The characteristics of equidispersion rarely occur in applied data, or frequent irregularities. There are two kinds of equidispersion deviation, those are underdispersion and overdispersion. In applied data, the condition that often happens is the value of the variety is greater than the average value or overdispersion. One of the causes of overdispersion is that data is dominated by observations of zero or often called excess zeros.

Lambert (1992) in his paper on the application of the Zero-Inflated Poisson regression model has discussed a distribution that is a modification of the Poisson distribution, the Zero-Inflated Poisson (ZIP) distribution. This distribution is claimed to be able to describe the distribution of data count which is overdispersed caused by excess zeros. Previously, Cohen (1963) and Johnson & Kotz (1969) have discussed the ZIP regression model without covariates.

The ZIP model parameters are specifically estimated using the maximum likelihood method, and according to Schwartz (2013) more accurate conclusions will be obtained if the sample size is relatively large. The result of parameter estimation with maximum likelihood method has not been analyzed for relatively small sample size. This paper will discuss about parameter estimation on ZIP distribution using maximum likelihood method at relatively small sample size.

In fact, parameter estimation using the maximum likelihood method on small sample sizes yields a relatively small bias. However, such bias can be virtually eliminated when using biased-reduced analytical bias by Cox and Snell (1963). This method can reduce the bias without sacrificing the mean squared error value of the maximum likelihood estimator (Schwartz, 2013).

Cordeiro and McCullagh (1991) have also conducted research on the correction of bias in generalized linear models (GLM).
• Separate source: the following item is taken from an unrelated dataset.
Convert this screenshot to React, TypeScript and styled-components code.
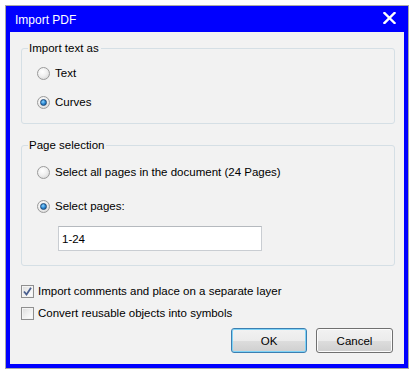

They obtained the formula for the first order bias in the maximum likelihood estimator of linear parameters, linear predictors, disperse parameters, and fitted values ​​in GLM. These formulas can be used to calculate the bias-corrected maximum likelihood estimator.

We will also compare the biased-reduced method with another method, i.e. the method of bias correction with the parametric bootstrap resampling method (Efron, 1977). The bootstrap method can reduce the bias without sacrificing the mean squared error value of the maximum likelihood estimator (Schwartz, 2013). Schwartz (2013) also suggests that the double bootstrap resampling method (Martin, 1990) can also reduce bias without sacrificing the mean squared error value of the maximum likelihood estimator. This paper will implement both resampling methods and compare the results of both with the bias-reduced estimator results.

We obtain the result by conducting a simulation. The data simulation aims to show that the ZIP distribution parameter estimation using the bias-reduced maximum likelihood method is relatively small according to percent bias and percent mean-squared error (MSE) compared to the maximum likelihood, bootstrap bias reduction, and double bootstrap bias reduction. The parameter estimation values of the maximum likelihood and bias-reduced maximum likelihood methods were obtained from the Monte Carlo experiments.

From the result we can conclude that bias-reduced maximum likelihood estimation compared favorably to parametric bootstrap and double bootstrap bias reduction. This method is also shown its domination against original maximum likelihood estimation in small samples.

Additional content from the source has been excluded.